Ahora la iglesia de San Lorenzo está tan deteriorada que puede derrumbarse, y el Obispado de Jaén, al que pertenece, prefiere no hacer nada, y las numerosas autoridades locales, provinciales y regionales parecen tener otras prioridades. Al fin y al cabo es una iglesia sin mucha importancia en un barrio antiguo de gente trabajadora en el que ya hay muchas casas vacías.
El escritor Jerónimo Maesso publicó un artículo denunciando ese abandono: algún paisano iracundo le ha respondido que no hace ninguna falta proteger una iglesia cuando hay tanta gente necesitada. Parece que a esas personas justicieras no se les ocurre que para una ciudad como Úbeda, como tantas de España, preservar el patrimonio no es un gasto superfluo, una blandura sentimental, sino una inversión que puede rendir beneficios y crear prosperidad durante generaciones, y además hacer más grata la vida de todos.
Una de las fuentes más seguras de trabajo y riqueza, inagotable a poco que se cuide, no contaminante, es un patrimonio histórico bien gestionado, que incluye no sólo los monumentos que antes salían en las postales, sino el entorno en el que cobran su pleno sentido: lugares en los que se puede vivir y a los que llegarán esos viajeros que no arman bronca y que están dispuestos a pagar un buen hotel, un buen restaurante, un café civilizado, servicios de alta calidad que crean puestos de trabajo cualificados.

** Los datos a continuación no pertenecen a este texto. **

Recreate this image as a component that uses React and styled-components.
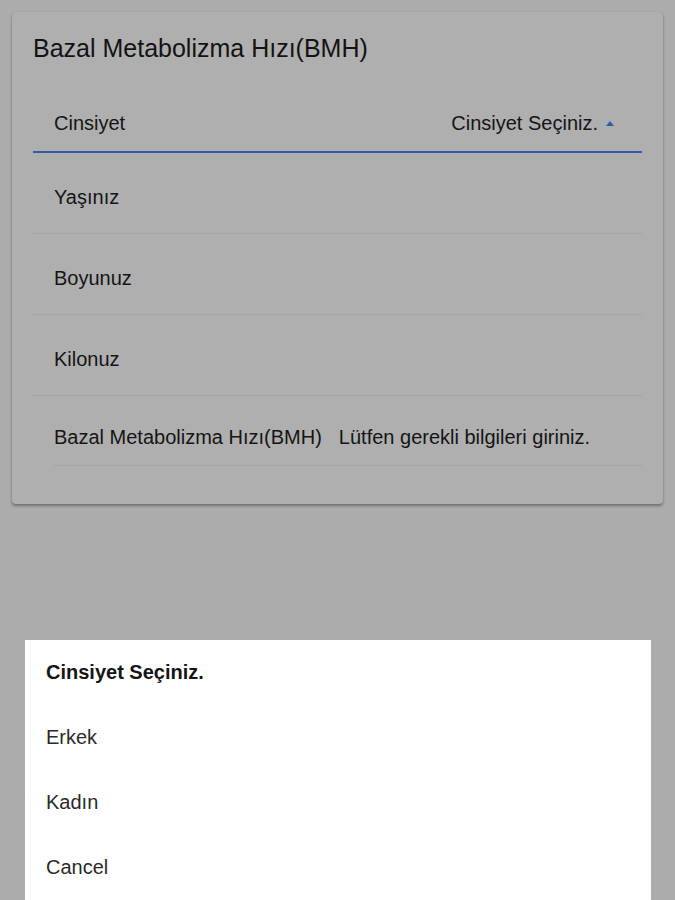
import React from "react";
import styled, { createGlobalStyle } from "styled-components";

const GlobalStyle = createGlobalStyle`
  html, body {
    margin: 0;
    padding: 0;
    background: #f6f6f6;
    font-family: "Liberation Sans", Arial, sans-serif;
  }
`;

const fields = ["Yaşınız", "Boyunuz", "Kilonuz"];
const options = ["Erkek", "Kadın", "Cancel"];

const Page = styled.div`
  padding: 12px 12px 0;
  min-height: 900px;
  box-sizing: border-box;
`;

const Card = styled.div`
  background: #fbfbfb;
  border-radius: 4px;
  padding: 21px 21px 38px;
  box-shadow: 0 2px 3px rgba(0, 0, 0, 0.35), 0 0 1px rgba(0, 0, 0, 0.15);
`;

const Title = styled.h1`
  margin: 0;
  font-size: 25px;
  line-height: 30px;
  font-weight: 400;
  color: #1c1c1c;
`;

const Row = styled.div`
  display: flex;
  align-items: center;
  justify-content: ${(p) => (p.$spread ? "space-between" : "flex-start")};
  gap: 17px;
  margin-left: ${(p) => (p.$inset ? "21px" : "0")};
  padding: ${(p) => p.$pad};
  font-size: 20px;
  line-height: 20px;
  color: #1f1f1f;
  border-bottom: ${(p) => (p.$active ? "2px solid #4a86ee" : "1px solid #ebebeb")};
`;

const Select = styled.span`
  display: flex;
  align-items: center;
  gap: 8px;
`;

const Arrow = styled.span`
  width: 0;
  height: 0;
  border-left: 4.5px solid transparent;
  border-right: 4.5px solid transparent;
  border-bottom: 5px solid #3f87f5;
  margin-right: 7px;
`;

const Backdrop = styled.div`
  position: fixed;
  inset: 0;
  background: rgba(0, 0, 0, 0.3);
`;

const Sheet = styled.div`
  position: fixed;
  left: 25px;
  right: 24px;
  bottom: 0;
  height: 260px;
  background: #ffffff;
  display: flex;
  flex-direction: column;
`;

const SheetItem = styled.div`
  height: 65px;
  display: flex;
  align-items: center;
  padding-left: 21px;
  font-size: 20px;
  font-weight: ${(p) => (p.$header ? 700 : 400)};
  color: ${(p) => (p.$header ? "#151515" : "#2a2a2a")};
`;

export default function App() {
  return (
    <>
      <GlobalStyle />
      <Page>
        <Card>
          <Title>Bazal Metabolizma Hızı(BMH)</Title>
          <Row $spread $active $pad="50px 21px 18px">
            <span>Cinsiyet</span>
            <Select>
              Cinsiyet Seçiniz.
              <Arrow />
            </Select>
          </Row>
          {fields.map((f) => (
            <Row key={f} $pad="34px 21px 26px">
              {f}
            </Row>
          ))}
          <Row $inset $pad="31px 0 18px">
            <span>Bazal Metabolizma Hızı(BMH)</span>
            <span>Lütfen gerekli bilgileri giriniz.</span>
          </Row>
        </Card>
      </Page>
      <Backdrop />
      <Sheet>
        <SheetItem $header>Cinsiyet Seçiniz.</SheetItem>
        {options.map((o) => (
          <SheetItem key={o}>{o}</SheetItem>
        ))}
      </Sheet>
    </>
  );
}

No es ese el camino elegido. Se hundirá San Lorenzo, como se han hundido o se han destruido tantos edificios, tantas vistas singulares de esa ciudad, y es posible que en el solar, convenientemente recalificado, construyan un bloque de viviendas con reflejos de falso mármol, tejadillos típicos, barandas de escayola, con vistas al valle del Guadalquivir. Me niego a creer que sea siempre eso lo que nos merecemos.